The most interesting part of Philipe's talk concerned the limits in the mobile gaming domain: - hardware and software: the mobile is no yet a laptop, smart phone only 5% of the european market (I've seent he same figure 2 years ago... the evolution is dead slow). When it comes to downloading a basic games, 15 millions of people in France can do it (out of 43 millions of call phone users). In addition, developing games for more than 300 models is terribly difficult (different resolutions...) then. - Network constraints: apart from 3 in italy, the mobile internet is not broadband (still have to wait 18-24 months). - Conditions of sales for phones, and people often don't know how to use them - Very complex return on investment, much more than the web - Usage and practices are still fuzzy, but research gives some hints - (Flat) Mobile Internet Fee aren't there yet, it's still way too expensive.

He also challenged the idea that the future of video game is on cell phone... a sort of gung-ho statement that is a bit fuzzy. Of course, as he said, there is a good and exciting potential but what happens is rather that mobile gaming support the trend started by Nintendo with the Wii and the DS about expanding its user base.

Currently when an editor sells a game for 5 euros, it earns 1... which is really low to invest in R&D, marketing, etc.

Marie-Christine Crolard-Lepany (NPA Conseil) A consultant in new media forms, she gave a very good overview of the near future changes to be expected about mobile television, comparing point-to-point/unicast (streaming on cell phone using 3G networks) to broadcast (one content broadcasted to all through DVB-H). The interesting thing with DVB.H is that it can reach lots of mobile devices (phones, mp3/video players, etc).
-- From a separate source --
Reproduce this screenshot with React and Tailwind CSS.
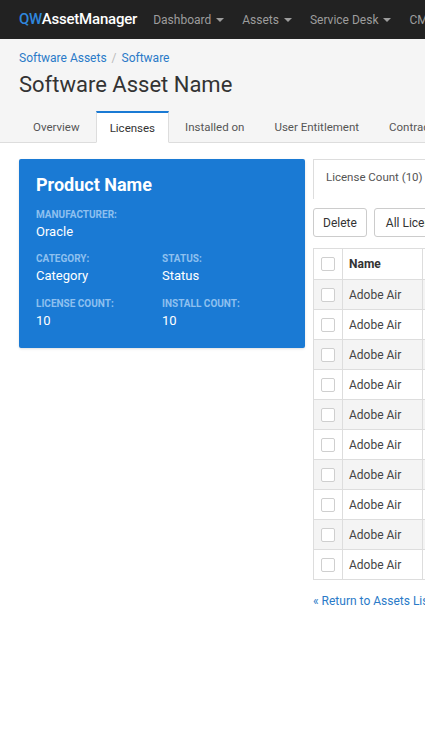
import React from 'react';

const Caret = () => (
  <span className="ml-[5px] inline-block h-0 w-0 border-x-[4px] border-t-[4px] border-x-transparent border-t-[#9d9d9d] align-middle" />
);

const navItems = ['Dashboard', 'Assets', 'Service Desk', 'CMDB', 'Reports'];
const tabs = ['Overview', 'Licenses', 'Installed on', 'User Entitlement', 'Contracts', 'Documents'];
const rows = Array.from({ length: 10 }, () => 'Adobe Air');

const Checkbox = () => (
  <span className="block h-[14px] w-[14px] rounded-[2px] border border-[#cfcfcf] bg-white" />
);

export default function App() {
  return (
    <div className="h-[756px] w-[425px] overflow-hidden bg-white font-['Roboto',sans-serif] text-[#333]">
      <div className="w-[1100px]">
        {/* Navbar */}
        <nav className="flex h-[39px] items-center bg-[#222] pl-[19px]">
          <div className="text-[15px] font-medium tracking-[-0.2px] text-white">
            <span className="text-[#2f86dc]">QW</span>AssetManager
          </div>
          <ul className="ml-[16px] flex text-[12px] text-[#9d9d9d]">
            {navItems.map((item) => (
              <li key={item} className="mr-[18px] flex items-center">
                {item}
                <Caret />
              </li>
            ))}
          </ul>
        </nav>

        {/* Page header */}
        <div className="bg-[#f5f5f5] pt-[11px]">
          <div className="px-[19px]">
            <div className="text-[12px] leading-[16px] text-[#2a7ac8]">
              Software Assets <span className="mx-[2px] text-[#bbb]">/</span> Software
            </div>
            <h1 className="mt-[5px] text-[22px] leading-[28px] text-[#333]">Software Asset Name</h1>
          </div>
          <div className="mt-[12px] flex border-b border-[#ddd] pl-[19px] text-[11.5px] leading-[16px] text-[#555]">
            {tabs.map((t) =>
              t === 'Licenses' ? (
                <div
                  key={t}
                  className="-mb-px mr-[2px] border-x border-b border-t-2 border-x-[#ddd] border-b-white border-t-[#1a7ad4] bg-white px-[13px] pb-[6px] pt-[7px] text-[#333]"
                >
                  {t}
                </div>
              ) : (
                <div key={t} className="mr-[2px] px-[14px] pb-[6px] pt-[8px]">
                  {t}
                </div>
              )
            )}
          </div>
        </div>

        {/* Body */}
        <div className="flex items-start gap-[8px] px-[19px] pt-[16px]">
          <div className="h-[189px] w-[286px] rounded-[2px] bg-[#1a7ad4] px-[17px] pt-[15px] text-white shadow-sm">
            <h2 className="text-[18px] font-bold leading-[22px]">Product Name</h2>
            <div className="mt-[12px]">
              <div className="text-[10px] font-bold uppercase leading-[13px] text-[#8ec0ef]">Manufacturer:</div>
              <div className="mt-[2px] text-[13px] leading-[18px]">Oracle</div>
            </div>
            <div className="mt-[11px] grid grid-cols-2 gap-y-[12px]">
              {[
                ['Category:', 'Category'],
                ['Status:', 'Status'],
                ['License count:', '10'],
                ['Install count:', '10'],
              ].map(([label, value]) => (
                <div key={label}>
                  <div className="text-[10px] font-bold uppercase leading-[13px] text-[#8ec0ef]">{label}</div>
                  <div className="mt-[2px] text-[13px] leading-[18px]">{value}</div>
                </div>
              ))}
            </div>
          </div>

          <div className="w-[600px]">
            <div className="flex">
              <div className="h-[40px] border-x border-t border-[#ddd] px-[12px] pt-[9px] text-[11.5px] leading-[16px] text-[#555]">
                License Count (10)
              </div>
            </div>
            <div className="mt-[9px] flex gap-[7px] text-[12px] text-[#333]">
              <button className="h-[29px] rounded-[3px] border border-[#ccc] bg-white px-[9px]">Delete</button>
              <button className="h-[29px] rounded-[3px] border border-[#ccc] bg-white px-[11px]">All Licenses</button>
            </div>
            <table className="mt-[11px] w-[400px] border-collapse border border-[#ddd] text-[12px]">
              <thead>
                <tr className="h-[31px] bg-white">
                  <th className="w-[28px] border-r border-[#ddd] px-[7px]">
                    <Checkbox />
                  </th>
                  <th className="w-[80px] border-r border-[#ddd] px-[6px] text-left font-bold text-[#333]">Name</th>
                  <th className="border-r border-[#ddd] px-[7px] text-left font-bold">Version</th>
                </tr>
              </thead>
              <tbody>
                {rows.map((name, i) => (
                  <tr key={i} className={`h-[30px] border-t border-[#ddd] ${i % 2 === 0 ? 'bg-[#f4f4f4]' : 'bg-white'}`}>
                    <td className="border-r border-[#ddd] px-[7px]">
                      <Checkbox />
                    </td>
                    <td className="border-r border-[#ddd] px-[6px] text-[#444]">{name}</td>
                    <td className="border-r border-[#ddd] px-[7px]">1.0</td>
                  </tr>
                ))}
              </tbody>
            </table>
            <a href="#" className="mt-[12px] block text-[12px] text-[#2a7ac8]">
              « Return to Assets List
            </a>
          </div>
        </div>
      </div>
    </div>
  );
}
Unlike streamed videos on cell phones, there is a crux need for quality images and no lag in this case.

She talked a bit about the demand for such mobile broadcast. The first demand concerns the accessibility to existing content (tv channels and shows that people miss). Showing charts, she demonstrated how the audience curves are different from home-tv, with peaks between 6-8pm (big peaks in home tV are after 8pm). They discovered that most of tv-channels are wondering what to put there.

The main limit she mentioned in mobile situation is the autonomy of the device, lots of people need to limit their mobile-tv usage on their phone, to keep some power left for using it to communicate with others.

Anne Bationo-Tillon (France Telecom R&D) Anne, an HCI/ergonomist researcher addressed the usages and practices of mobile devices related to Mobile TV, through various studies her team carried out at Orange. The sort of studies they do are mostly qualitative, aiming at revealing usage logics and dynamics about reception/production of contents, when and where they are used and the link with the context in which they're employed.

Some results: About the place where mobile contents are consumed: - at home: sit or on bed (protected space), avaiability of preferred content (when dad or husband is watching soccer) or used as a second screen. The interesting aspect they notice is the flexibility of the posture in diverse situations (people laying on bed and looking at the phone above) - "static mobility": sat in public transport, or in gardens...

The content is mostly consumed as an interstitial moments (free time, between two activities), also targeted at short contents. Some means: For 3G: 10minutes, For Video glasses: between 20 and 45 minutes, for laptops: 90minutes. As for the links with the environment: in private places = to isolate oneself (one's "bubble") and in public places to be disengaged from others (in public transports for example) and get some distractions.

Anne also tried to describe her vision about the mid-term evolution of mobile devices. Some highlights she gave: - a different place depending on the ages: multimedia (kids) versus instrumental/utilitarian object (more than 30s) - the range of usages is increasing depending on the memory of mobile phone - purists will still have their dedicated devices (console for gaming, camera for pictures) but the cell phone is a way to replace them when you can't carry lots of thing or in certain contexts. - a fine and reinforced articulation between the mobile phone and other devices... As Ernest Adams (that I mentioned the other day), she claimed that other mobile devices will include phone (or communication) capabilities. It's indeed the case with the DS and the pictochat but the inclusion of 3G in a game console or a digital camera remains to be seen...

Why do I blog this? a very interesting overview of the area, and good discussions with practitioners who really have pragmatic issues far from über cool pervasive gaming applications (but still opened to hear about it).